The subject of Economics needs to exit the fictional nonexistent world constructed by the mental gymnastics of statistical and mathematical models, and return to the individual, the ‘forgotten Man of the social sciences’, and see how he acts in a given social reality. That is, the method of Economics needs to be ‘subjective’ and ‘individualistic’: a study of human action. Economists need to theorise on how the individual acts in the market process. Maths and stats are of some use as tools in examining historical events, but that is all. The body of economic theory must be based on logically developed axioms, thereafter, adding the element of time to make ‘process analysis’ of the market.

I see no hope of a fundamental change in the academic orientation of the teaching and study of Economics in India as long as the socialist Indian state conducts most of this education. A school of Economics in the private sector is the only answer to this sorry state of affairs, whose biggest victims are really the students. Some of the brightest minds that leave school are attracted to the study of Economics. Today, with the millstones of math and stats around their necks, they slog a lot but understand little. They are victims of socialist education, as their teachers are the intellectual bodyguards of socialism and central economic planning. If liberal economics is to be studied and taught here, it will require private effort.

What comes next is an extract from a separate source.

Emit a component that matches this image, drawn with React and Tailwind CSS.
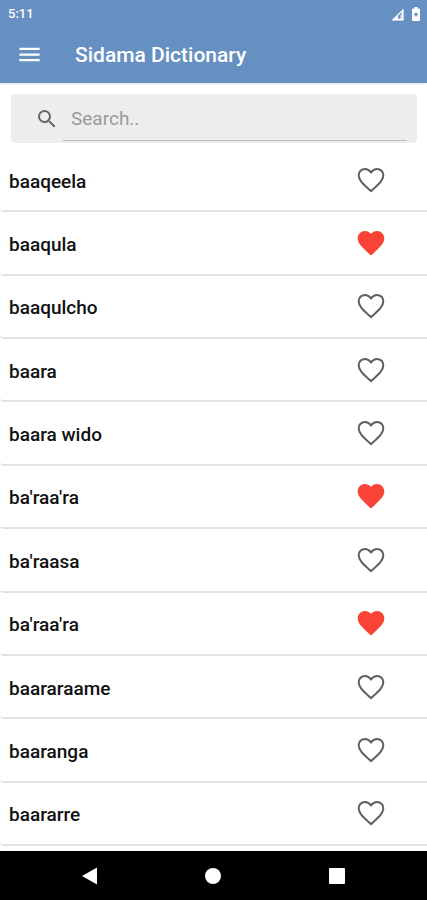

The other great tragedy is that the rocket science of mathematical and statistical Economics is comprehensible only to the rocket scientists themselves: the intelligent layman cannot comprehend an iota of what is written in their books and journals. When laymen fail to understand Economics, they can scarcely vote intelligently. Yet, every human being needs a good economy to survive in. Failure to understand how the economy works means failure as democratic citizens. Fortunately, there are some good books available today for the education of laymen. These are available from both Liberty Institute as well as the Centre for Civil Society.